Chai "tea bag" being pulled from a steeped cup.

The shortest answer is... kind of. It depends on if you're looking for a traditional chai or not. Let's dive in.

To determine if those "tea bags" constitute is Chai is to understand that the question's answer is partly linguistic. This means the answer somewhat depends on how the word is being used. Many languages of the world speak the word "chai" to simply - and generically - mean "tea." In that sense, then yes this is technically a form of chai if "chai" means tea.

But who are we kidding? Offerings from various companies claim this "tea bag" is chai simply because it has a technically correct blend of the tea and spices that make a traditional cup of chai.

In Store Photo of Loose Leaf Chai Tea Blend

 However, "technically" containing these ingredients does not mean it is an authentic chai in the terms we are speaking: you know,  a traditional cup wit all-natural ingredients such as cardamom, cinnamon, ginger, cloves, and black pepper. The kind of chai that is brewed with milk and sweetened to taste, creating a flavorful and aromatic beverage. 

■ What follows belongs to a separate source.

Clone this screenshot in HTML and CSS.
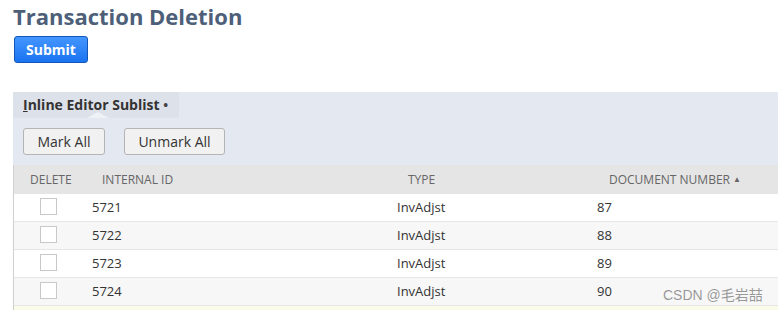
FILE: index.html
```html
<!DOCTYPE html>
<html lang="en">
<head>
    <meta charset="UTF-8">
    <meta name="viewport" content="width=device-width, initial-scale=1.0">
    <title>Transaction Deletion</title>
    <link rel="stylesheet" href="styles.css">
</head>
<body>
    <div class="page">
        <h1 class="title">Transaction Deletion</h1>
        <button class="submit">Submit</button>

        <div class="sublist">
            <div class="tabs">
                <div class="tab"><span class="key">I</span>nline Editor Sublist <span class="dot">&bull;</span></div>
            </div>
            <div class="toolbar">
                <button class="btn">Mark All</button>
                <button class="btn">Unmark All</button>
            </div>
            <div class="grid">
                <div class="row head">
                    <div class="c1">Delete</div>
                    <div class="c2">Internal ID</div>
                    <div class="c3">Type</div>
                    <div class="c4">Document Number <span class="sort">&#9650;</span></div>
                </div>
                <div class="row">
                    <div class="c1"><span class="box"></span></div>
                    <div class="c2">5721</div>
                    <div class="c3">InvAdjst</div>
                    <div class="c4">87</div>
                </div>
                <div class="row alt">
                    <div class="c1"><span class="box"></span></div>
                    <div class="c2">5722</div>
                    <div class="c3">InvAdjst</div>
                    <div class="c4">88</div>
                </div>
                <div class="row">
                    <div class="c1"><span class="box"></span></div>
                    <div class="c2">5723</div>
                    <div class="c3">InvAdjst</div>
                    <div class="c4">89</div>
                </div>
                <div class="row alt">
                    <div class="c1"><span class="box"></span></div>
                    <div class="c2">5724</div>
                    <div class="c3">InvAdjst</div>
                    <div class="c4">90</div>
                </div>
                <div class="row new">
                    <div class="c1"><span class="box"></span></div>
                    <div class="c2"></div>
                    <div class="c3"></div>
                    <div class="c4"></div>
                </div>
            </div>
        </div>
    </div>
    <div class="watermark">CSDN @毛岩喆</div>
</body>
</html>
```

FILE: styles.css
```css
html, body { margin: 0; height: 310px; overflow: hidden; }
body { font-family: "Open Sans", Arial, sans-serif; color: #333; background: #fff; position: relative; }
.page { padding-left: 13px; height: 310px; overflow: hidden; }
.title { margin: 0; font-size: 22px; line-height: 32px; font-weight: 700; color: #4d5f79; }
.submit { margin: 4px 0 0 1px; height: 27px; width: 74px; padding: 0; font-family: inherit; font-size: 14px; font-weight: 700; color: #fff; background: linear-gradient(#4496ff, #1a73f0); border: 1px solid #1456b8; border-radius: 3px; }

.sublist { margin-top: 29px; background: #e4e8f0; }
.tabs { height: 26px; display: flex; }
.tab { position: relative; background: #dde1e9; padding: 0 11px 0 10px; font-size: 14px; font-weight: 700; line-height: 26px; color: #333; }
.tab .key { text-decoration: underline; }
.tab .dot { font-size: 13px; color: #444; }
.tab::after { content: ""; position: absolute; left: 74px; bottom: 0; border: 6px solid transparent; border-bottom-color: #eef1f6; border-left-width: 11px; border-right-width: 11px; border-top-width: 0; }

.toolbar { display: flex; gap: 19px; padding: 10px 0 10px 10px; }
.btn { height: 27px; padding: 0 12px; font-family: inherit; font-size: 14px; color: #333; background: #f1f1f1; border: 1px solid #b4b4b4; border-radius: 3px; }
.btn:first-child { width: 82px; }
.btn:last-child { width: 101px; }

.grid { border-left: 1px solid #cfcfcf; background: #fff; }
.row { display: grid; grid-template-columns: 74px 300px 202px 1fr; height: 28px; padding-bottom: 2px; align-items: center; font-size: 13px; border-bottom: 1px solid #e6e6e6; box-sizing: border-box; }
.row.alt { background: #f7f7f7; }
.row.new { background: #fbfbea; }
.row.head { height: 29px; padding-bottom: 0; background: #e5e5e5; border-bottom: none; font-size: 12px; text-transform: uppercase; color: #666; }
.head .c1 { padding-left: 16px; }
.head .c2 { padding-left: 14px; }
.head .c3 { padding-left: 20px; }
.head .c4 { padding-left: 19px; }
.sort { font-size: 8px; vertical-align: 2px; }
.c1 { padding-left: 26px; }
.c2 { padding-left: 4px; }
.c3 { padding-left: 9px; }
.c4 { padding-left: 7px; }
.box { display: block; width: 15px; height: 15px; border: 1px solid #c8c8c8; background: #fff; }

.watermark { position: absolute; left: 663px; top: 284px; font-size: 14px; color: rgba(120, 120, 120, 0.75); font-family: "Liberation Sans", "Noto Sans CJK SC", sans-serif; }
```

Authentic chai is made with a very specific black tea - most typically Assam or Darjeeling - and is grown in the states of Assam or Darjeeling, India. This is a specific tea blend with a specific flavor (oh, and is the exact set of ingredients we use to make our chai blends!). Further, it's not just "having" the right spices - but making the right proportion - that create that dynamic, timeless, authentic flavor. 

Furthermore, a truly authentic chai is never just going to be steeped directly in water alone. In India, the most traditional blends could be 50% water and 50% milk - or even 100% milk but it is never 100% water. The provided directions to brew our chai mirror that tradition to help you easily achieve a traditional cup of chai that is brewed in both water and milk.

But it's not just the ingredients - its also how the ingredients are actually prepared that make a great chai. With these tea bags, the English (or American, or "Western") style of preparation is to set the tea bag directly inside pre-heated water and wait for it to infuse. The magic of a truly great cup of traditional chai is that the water and the milk are very hot - still simmering or even boiling, while simultaneously activating the tea and spice blend to infuse into a warming cup of delicious chai. 

Check out the color differences between chai steeped in just water and chai steeped in milk and water. Chai brewed in water versus chai brewed in milkLet's hammer this home with a comparison. It's like making authentic tacos. There are thousands of people who buy a shredded cheese blend, add a packet of unseasoned beef, and put it into a hyper-processed "corn" ("airquotes") hard tortilla shell and it might visually resemble a taco, it might vaguely taste like a taco, but it is not at all true to what makes an authentic taco. That is what tea bags of chai are. 

The Bottom Line: Traditional chai is real tea, real spices, brewed together in high heat with a mixture of water and milk (or entirely milk!). So, Chai "tea bags" aren't really traditional chai - even when they might have the correct ingredients.